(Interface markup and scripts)
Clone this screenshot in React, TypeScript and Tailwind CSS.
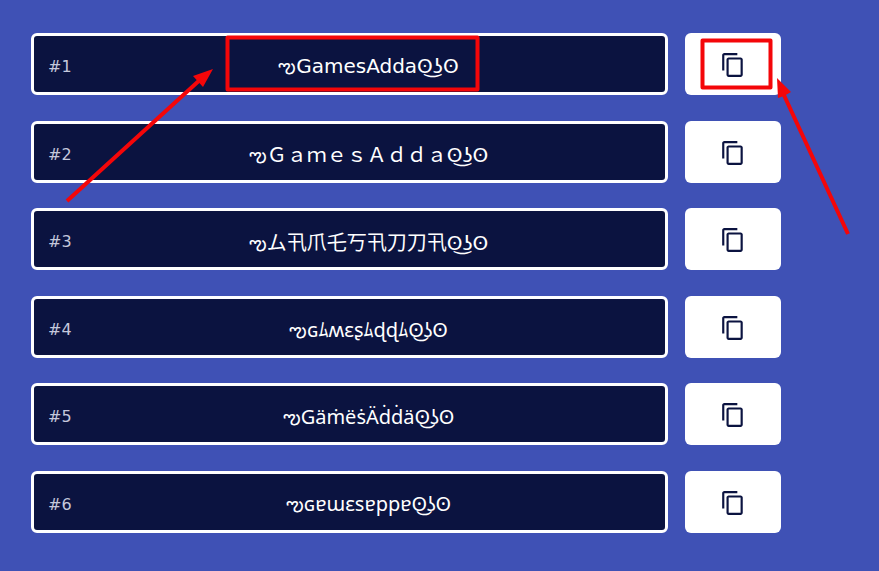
import React from 'react';
import clsx from 'clsx';

interface FontStyleItem {
  id: number;
  text: string;
  wide?: boolean;
}

const items: FontStyleItem[] = [
  { id: 1, text: 'ఌGamesAddaʘ͜ʖʘ', wide: true },
  { id: 2, text: 'ఌＧａｍｅｓＡｄｄａʘ͜ʖʘ', wide: true },
  { id: 3, text: 'ఌム卂爪乇丂卂刀刀卂ʘ͜ʖʘ', wide: true },
  { id: 4, text: 'ఌɢﾑʍɛʂﾑɖɖﾑʘ͜ʖʘ' },
  { id: 5, text: 'ఌGäṁëṡÄḋḋäʘ͜ʖʘ' },
  { id: 6, text: 'ఌɢɐɯɛsɐppɐʘ͜ʖʘ' },
];

function CopyIcon() {
  return (
    <svg viewBox="0 0 24 24" className="h-[26px] w-[26px]" fill="currentColor" aria-hidden="true">
      <path d="M16 1H4c-1.1 0-2 .9-2 2v14h2V3h12V1zm3 4H8c-1.1 0-2 .9-2 2v14c0 1.1.9 2 2 2h11c1.1 0 2-.9 2-2V7c0-1.1-.9-2-2-2zm0 16H8V7h11v14z" />
    </svg>
  );
}

function StyleRow({ item }: { item: FontStyleItem }) {
  return (
    <li className="flex gap-[17px]">
      <div className="relative h-[62px] flex-1">
        <label
          htmlFor={`style-${item.id}`}
          className="absolute inset-y-0 left-[17px] flex items-center pt-1.5 font-['DejaVu_Sans',sans-serif] text-base text-[#c5c8dc]"
        >
          #{item.id}
        </label>
        <input
          id={`style-${item.id}`}
          readOnly
          value={item.text}
          className={clsx(
            'h-full w-full rounded-md border-3 border-white bg-[#0b1340] pt-2 pl-[38px] text-center text-xl text-white outline-none',
            item.wide
              ? "font-['DejaVu_Sans','Noto_Sans_CJK_JP',sans-serif]"
              : "font-['Noto_Sans','DejaVu_Sans','Noto_Sans_CJK_JP',sans-serif]"
          )}
        />
      </div>
      <button
        type="button"
        aria-label={`Copy style ${item.id}`}
        className="flex w-24 items-center justify-center rounded-md bg-white pt-0.5 text-[#0b1340]"
      >
        <CopyIcon />
      </button>
    </li>
  );
}

// Red marks that point at the first text and its copy button
function Annotations() {
  return (
    <svg
      width="879"
      height="571"
      viewBox="0 0 879 571"
      className="pointer-events-none absolute top-0 left-0"
      fill="none"
      stroke="#f40609"
      strokeWidth="4"
      aria-hidden="true"
    >
      <rect x="227.5" y="37.5" width="250" height="52" strokeLinejoin="round" />
      <rect x="702.5" y="40.5" width="68" height="47" strokeLinejoin="round" />
      <path d="M67 201L202 78M848 234L783 93" />
      <path d="M213 69L203 87L193 76ZM777 78L791 92L784 96L778 98Z" fill="#f40609" stroke="none" />
    </svg>
  );
}

export default function App() {
  return (
    <main className="relative flex min-h-screen flex-col bg-[#3f51b5] pt-[33px] pr-[98px] pb-[38px] pl-[31px]">
      <ul className="flex flex-1 flex-col justify-between gap-4">
        {items.map((item) => (
          <StyleRow key={item.id} item={item} />
        ))}
      </ul>
      <Annotations />
    </main>
  );
}
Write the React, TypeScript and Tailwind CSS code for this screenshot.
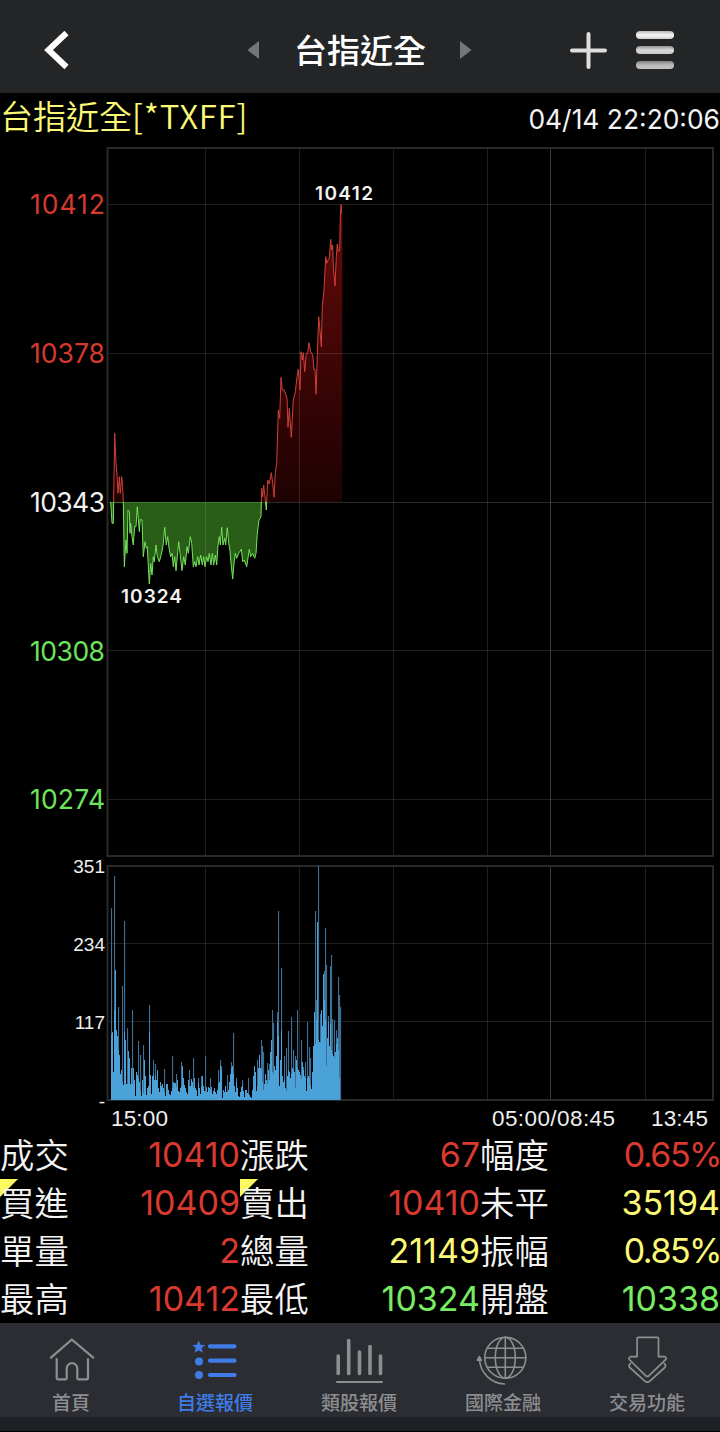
import type React from "react";

const BASE_Y = 502;
const VOLUME_BASE = 1100;

const priceLabels = [
  { y: 204, text: "10412", fill: "#d63a2f" },
  { y: 353, text: "10378", fill: "#d63a2f" },
  { y: 502, text: "10343", fill: "#f2f2f2" },
  { y: 651, text: "10308", fill: "#6fe35c" },
  { y: 799.5, text: "10274", fill: "#6fe35c" },
];

const volumeLabels = [
  { y: 866.5, text: "351" },
  { y: 944.5, text: "234" },
  { y: 1022, text: "117" },
  { y: 1101, text: "-" },
];

const timeLabels = [
  { x: 111, text: "15:00", width: 57 },
  { x: 492, text: "05:00/08:45", width: 123 },
  { x: 651, text: "13:45", width: 57 },
];

// x y pairs, one per tick
const price =
  "110.7,502 112,523.3 113.3,523.3 114.7,433.3 116,463.3 117,475 118,493.3 119.3,476.7 120.3,493.3 121.7,476.7 122.7,486.7 123.3,502 " +
  "124.3,566.7 126,540 127,553.3 128,510 129.3,511.7 130,533.3 130.7,523.3 132,536.7 133.3,545 134.7,526.7 136,526.7 137.3,506.7 139.3,531.7 " +
  "140.3,519.3 142,520 143.3,556.7 145,541.7 146.3,548.3 147.3,546.7 149.3,584 150.7,563.3 152,575 153.3,556.7 154.3,561.7 156,545 157.3,556.7 " +
  "159.3,561.7 160.7,556.7 162.3,550 163.3,543.3 164.7,527.3 166.3,545 167.7,536.7 169.3,550 170.7,556.7 172,553.3 173.3,566.7 174.7,556.7 176,570.7 " +
  "177.3,556.7 178.7,541.7 180,553.3 182,570.7 183.7,556.7 185.3,565 187,546.7 188.3,553.3 190.3,536.7 191.7,543.3 193.3,566.7 194.7,561.7 196,566.7 " +
  "197.7,556.7 199,565 200.7,555 202.3,565 203.7,556.7 205,566.7 206.7,556.7 208,561.7 209.3,553.3 211,565 212.3,553.3 213.7,565 215.3,555 216.7,565 " +
  "218,545 219.3,536.7 220.3,545 221.7,527.3 223,545 224.7,538.3 225.7,545 227.3,527.7 228.7,543 230,551 " +
  "231,563 232.7,579 234,563.3 235.3,553.3 236.7,558.3 238.7,553.3 241.3,549.3 242.7,561.7 244.3,560 246.7,566.7 249.3,549.3 250.7,556.7 252.7,553.3 " +
  "254.7,558.3 256,553.3 257.3,533.3 259,520 261,516.7 261.7,488.3 262.7,496.7 263.7,485 265.3,500 266.3,510 267.7,480 269.3,484 271.3,472.7 " +
  "272.7,483.3 274,497.3 275.3,473.3 276.7,463.3 278.3,410 279.7,418.3 281,377.3 282.3,390 284,390 286,395 287,398.3 288,427.3 289.3,408.3 291.3,437.3 " +
  "293.3,400 295.3,391.7 297.3,375 298.3,369.3 300,390 301,351.7 302.3,360 303.3,352.7 304.7,371.7 306.3,353.3 307.7,352.7 309,342.7 310.7,351.7 " +
  "312.7,355 314,370 315,369.3 316,394.3 317.3,356 318.7,316.7 319.7,326.7 321.3,346.7 322.3,306.7 324,290 325.7,256.7 326.7,263.3 328,260 329.3,258.3 " +
  "330.7,239.3 331.7,250 332.7,245 333.3,266.7 335,286 336.3,256.7 337.3,244 338.3,251.7 339.7,250 340.3,216.7 341,204.7 341.7,213.3";

const area = `${price} 342.3,213.3 342.3,${BASE_Y} 110.7,${BASE_Y}`;

// solid volume per pixel column, starting at x = 111
const volume = [
  66, 68, 28, 90, 130, 70, 64, 50, 45, 26, 30, 18, 15, 68, 60, 16, 16, 49, 42, 16, 32, 16, 32, 20, 4, 28, 25, 22, 18, 9,
  4, 20, 7, 40, 24, 5, 12, 14, 68, 25, 6, 24, 26, 20, 25, 20, 30, 12, 8, 18, 14, 16, 12, 8, 4, 16, 16, 10, 6,
  5, 9, 12, 18, 17, 17, 13, 20, 9, 8, 12, 14, 34, 22, 15, 12, 8, 6, 20, 14, 14, 21, 18, 12, 22, 12, 10, 4,
  17, 12, 6, 13, 24, 14, 9, 9, 13, 8, 13, 12, 10, 13, 6, 9, 12, 8, 6, 10, 16, 18, 34, 30, 2, 10, 8, 14,
  8, 8, 10, 18, 26, 32, 34, 26, 14, 8, 18, 12, 4, 3, 8, 13, 15, 9, 3, 10, 10, 7, 6, 5, 3,
  2, 10, 24, 34, 28, 9, 14, 32, 45, 32, 31, 18, 10, 16, 26, 20, 16, 30, 20, 48, 60, 28, 26, 34, 30, 44, 78, 64,
  14, 40, 70, 24, 18, 20, 12, 9, 24, 30, 28, 22, 26, 32, 30, 28, 12, 40, 32, 30, 28, 25, 21, 38, 30, 24, 22, 9, 22, 24,
  22, 15, 11, 28, 54, 88, 56, 80, 178, 60, 58, 58, 90, 74, 126, 100, 80, 34, 62, 78, 54, 76, 50, 46, 44, 42, 48, 56, 62, 50,
  22,
].slice(0, 231);

const spikes = [
  [111, 192], [114, 224], [118, 93], [122, 114], [124, 179], [127, 72], [132, 90], [138, 59], [140, 45], [143, 55],
  [149, 95], [153, 40], [155, 36], [164, 31], [172, 44], [176, 26], [181, 38], [189, 30], [193, 42], [198, 22], [201, 24],
  [205, 44], [210, 22], [218, 30], [220, 40], [221, 34], [227, 25], [231, 38], [233, 67], [236, 22], [242, 20], [248, 22],
  [257, 40], [259, 25], [261, 60], [262, 54], [263, 48], [267, 37], [269, 36], [272, 90], [273, 77], [277, 88], [278, 189],
  [281, 132], [284, 44], [286, 52], [288, 69], [291, 83], [293, 50], [295, 44], [297, 90], [301, 60], [303, 33], [305, 38],
  [307, 78], [309, 53], [310, 42], [315, 189], [316, 100], [318, 234], [320, 86], [321, 80], [323, 118], [324, 129],
  [325, 172], [326, 135], [328, 84], [330, 134], [331, 145], [332, 81], [334, 80], [336, 70], [338, 123], [339, 105], [340, 93],
];

const volumePath =
  `M111 ${VOLUME_BASE}` + volume.map((v) => `V${VOLUME_BASE - v}h1`).join("") + `V${VOLUME_BASE}Z`;

const RED = "text-[#d93a30]";
const YELLOW = "text-[#fbf976]";
const GREEN = "text-[#77ec62]";

const quotes = [
  { label: "成交", value: "10410", color: RED },
  { label: "漲跌", value: "67", color: RED },
  { label: "幅度", value: "0.65%", color: RED },
  { label: "買進", value: "10409", color: RED, marked: true },
  { label: "賣出", value: "10410", color: RED, marked: true },
  { label: "未平", value: "35194", color: YELLOW },
  { label: "單量", value: "2", color: RED },
  { label: "總量", value: "21149", color: YELLOW },
  { label: "振幅", value: "0.85%", color: YELLOW },
  { label: "最高", value: "10412", color: RED },
  { label: "最低", value: "10324", color: GREEN },
  { label: "開盤", value: "10338", color: GREEN },
];

const Header = () => (
  <header className="flex h-[93px] items-center bg-[#242527] pt-[7px]">
    <button type="button" className="ml-11">
      <svg width="26" height="40" viewBox="0 0 26 40" fill="none" stroke="#fff" strokeWidth="6">
        <path d="M22.5 3 4.5 20l18 17" />
      </svg>
    </button>
    <svg className="ml-[177px]" width="12" height="18" viewBox="0 0 12 18" fill="#72787a">
      <path d="M12 0v18L.5 9z" />
    </svg>
    <h1 className="ml-[35px] w-[132px] whitespace-nowrap pb-px text-[33px] font-medium leading-none text-white">
      台指近全
    </h1>
    <svg className="ml-[34px]" width="12" height="18" viewBox="0 0 12 18" fill="#72787a">
      <path d="M0 0v18l11.5-9z" />
    </svg>
    <button type="button" className="ml-[97px]">
      <svg width="38" height="38" viewBox="0 0 38 38" stroke="#dedede" strokeWidth="4" strokeLinecap="round">
        <path d="M3 19.500h33M19.500 3v33" />
      </svg>
    </button>
    <button type="button" className="ml-[29px] flex flex-col gap-[7px]">
      <span className="h-2 w-[38px] rounded-full bg-linear-to-b from-[#b5b5b5] via-[#f6f6f6] to-[#cfcfcf]" />
      <span className="h-2 w-[38px] rounded-full bg-linear-to-b from-[#929292] via-[#d9d9d9] to-[#c9c9c9]" />
      <span className="h-2 w-[38px] rounded-full bg-linear-to-b from-[#808080] via-[#b9b9b9] to-[#c2c2c2]" />
    </button>
  </header>
);

const Chart = () => (
  <svg className="block" width="720" height="989" viewBox="0 142 720 989" fontFamily="Inter, sans-serif">
    <defs>
      <linearGradient id="rise" gradientUnits="userSpaceOnUse" x1="0" x2="0" y1="204" y2="502">
        <stop offset="0" stopColor="#690c0c" />
        <stop offset="0.5" stopColor="#400505" />
        <stop offset="1" stopColor="#1e0202" />
      </linearGradient>
      <clipPath id="above">
        <rect x="108" y="148" width="604" height="354" />
      </clipPath>
      <clipPath id="below">
        <rect x="108" y="502" width="604" height="354" />
      </clipPath>
    </defs>

    <g clipPath="url(#above)">
      <polygon points={area} fill="url(#rise)" />
    </g>
    <g clipPath="url(#below)">
      <polygon points={area} fill="#2a5d18" />
    </g>

    <g stroke="#fff" strokeOpacity="0.12" strokeWidth="1">
      {[204.5, 353.5, 650.5, 799.5, 943.5, 1021.5].map((y) => (
        <path key={y} d={`M108 ${y}H712`} />
      ))}
      {[205.5, 299.5, 393.5, 487.5, 645.5].map((x) => (
        <path key={x} d={`M${x} 148V856M${x} 866V1100`} />
      ))}
      <path d="M108 502.500H712" strokeOpacity="0.16" />
      <path d="M550.500 148V856M550.500 866V1100" strokeOpacity="0.22" />
    </g>
    <path d="M110.700 502.500H262" stroke="#3b7a28" />
    <g fill="none" stroke="#292929" strokeWidth="2">
      <rect x="107.500" y="148" width="605.500" height="708" />
      <rect x="107.500" y="866" width="605.500" height="234" />
    </g>

    <g fill="none" strokeWidth="1" strokeLinejoin="round">
      <polyline points={price} stroke="#cf4038" clipPath="url(#above)" />
      <polyline points={price} stroke="#74e45a" clipPath="url(#below)" />
    </g>

    {spikes.map(([x, h]) => (
      <rect key={x} x={x} y={VOLUME_BASE - h} width="1.100" height={h} fill="#3d7097" />
    ))}
    <path d={volumePath} fill="#4aa2d9" />

    {priceLabels.map(({ y, text, fill }) => (
      <text key={text} x="105" y={y + 9.5} textAnchor="end" fontSize="26.500" textLength="75" fill={fill}>
        {text}
      </text>
    ))}
    <g fontSize="19" fontWeight="600" fill="#f2f2f2">
      <text x="315" y="199.500" textLength="58">10412</text>
      <text x="121" y="602.500" textLength="61">10324</text>
    </g>
    <g fontFamily="'Liberation Sans', Arial, sans-serif" fill="#efefef">
      {volumeLabels.map(({ y, text }) => (
        <text key={text} x="105" y={y + 6.5} textAnchor="end" fontSize="19">
          {text}
        </text>
      ))}
      {timeLabels.map(({ x, text, width }) => (
        <text key={text} x={x} y="1125.500" fontSize="22.500" textLength={width}>
          {text}
        </text>
      ))}
    </g>
  </svg>
);

const HomeIcon = () => (
  <g strokeWidth="2.200">
    <path d="M4 22.700 24.800 4.500l21.400 18.200" />
    <path d="M9.700 24v19.300q0 1 1 1h8q1 0 1-1V33.500a5.300 5.300 0 0 1 10.600 0v9.800q0 1 1 1h8.700q1 0 1-1V24" />
  </g>
);

const WatchlistIcon = () => (
  <>
    <g fill="currentColor" stroke="none">
      <path d="m7.700 5.500 1.800 4.300 4.700.3-3.600 3 1.200 4.600-4.100-2.500-4.100 2.500 1.200-4.600-3.600-3 4.700-.3z" />
      <circle cx="8" cy="26.500" r="4" />
      <circle cx="8" cy="40" r="4" />
    </g>
    <path d="M19 11.300h24.500M19 25.700h24.500M19 40h24.500" strokeWidth="4.200" />
  </>
);

const SectorIcon = () => (
  <>
    <path d="M3.200 21v17.500M13.700 5.500v33M24.500 17v21.500M35 11.500v27M45.500 21v17.500" strokeWidth="3.600" />
    <path d="M2 47h45" strokeWidth="2" />
  </>
);

const GlobeIcon = () => (
  <g strokeWidth="1.600">
    <circle cx="26.300" cy="22.700" r="20.500" />
    <ellipse cx="26.300" cy="22.700" rx="10" ry="20.500" />
    <path d="M26.300 2.200v41M5.800 22.700h41M8.300 13.300h36M8.300 32.300h36" />
    <path d="M.5 24.500A26 26 0 0 0 25.500 49" />
    <path d="m.3 21.500-2 3.800h4.200z" fill="currentColor" />
  </g>
);

const TradeIcon = () => (
  <g strokeWidth="1.700">
    <path d="M15.300 2.300h19q1.200 0 1.200 1.200v18.200h6.300q2.500 1 .8 3L26 40.700q-1.700 1.300-3.400 0L6.700 25q-1.700-2.300.8-3.300h6.600V3.500q0-1.200 1.200-1.200z" />
    <path d="M7.500 28.500q-2.500 1.800-.7 4l15 13.600q2.500 2 5 0l15-13.600q1.800-2.200-.7-4" />
  </g>
);

const tabs: { label: string; icon: React.ReactNode; active?: boolean }[] = [
  { label: "首頁", icon: <HomeIcon /> },
  { label: "自選報價", icon: <WatchlistIcon />, active: true },
  { label: "類股報價", icon: <SectorIcon /> },
  { label: "國際金融", icon: <GlobeIcon /> },
  { label: "交易功能", icon: <TradeIcon /> },
];

const TabBar = () => (
  <nav className="h-[109px] border-b border-black bg-[#1c2125]">
    <div className="grid h-[94px] grid-cols-5 bg-[#2b2d32]">
      {tabs.map(({ label, icon, active }) => (
        <button
          key={label}
          type="button"
          className={`flex flex-col items-center pt-3 ${active ? "text-[#3f7ce8]" : "text-[#8d8e91]"}`}
        >
          <svg
            className="overflow-visible"
            width="50"
            height="50"
            viewBox="0 0 50 50"
            fill="none"
            stroke="currentColor"
            strokeLinecap="round"
            strokeLinejoin="round"
          >
            {icon}
          </svg>
          <span className="mt-[7px] mr-[2px] text-[19px] font-medium leading-5">{label}</span>
        </button>
      ))}
    </div>
  </nav>
);

export default function App() {
  return (
    <div className="h-[1432px] w-[720px] overflow-hidden bg-black font-['Noto_Sans_CJK_TC',sans-serif]">
      <Header />
      <div className="flex h-[49px] items-center justify-between whitespace-nowrap leading-none">
        <span className="pb-1 text-[33px] font-[350] text-[#fbf976]">
          台指近全<span className="tracking-[0.8px]">[*TXFF]</span>
        </span>
        <span className="pt-1 font-['Inter',sans-serif] text-[26.4px] text-[#f4f4f4]">04/14 22:20:06</span>
      </div>
      <Chart />
      <div className="grid grid-cols-3">
        {quotes.map(({ label, value, color, marked }) => (
          <div key={label} className="relative flex h-12 items-center justify-between leading-none">
            {marked && (
              <i className="absolute left-0 top-0 size-[18px] bg-[#fbf95f] [clip-path:polygon(0_0,100%_0,0_100%)]" />
            )}
            <span className="relative pb-[3px] text-[34.4px] font-[350] text-[#f4f4f4]">{label}</span>
            <span
              className={`font-['Inter',sans-serif] text-[34px] ${color} ${value.endsWith("%") ? "-mr-px tracking-[-1.5px]" : ""}`}
            >
              {value}
            </span>
          </div>
        ))}
      </div>
      <TabBar />
    </div>
  );
}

• _Short task_:
Which lines hold the word "Tailwind"? Return all of them from the records above.

• _The result_:
Clone this screenshot in React, TypeScript and Tailwind CSS.
Write the React, TypeScript and Tailwind CSS code for this screenshot.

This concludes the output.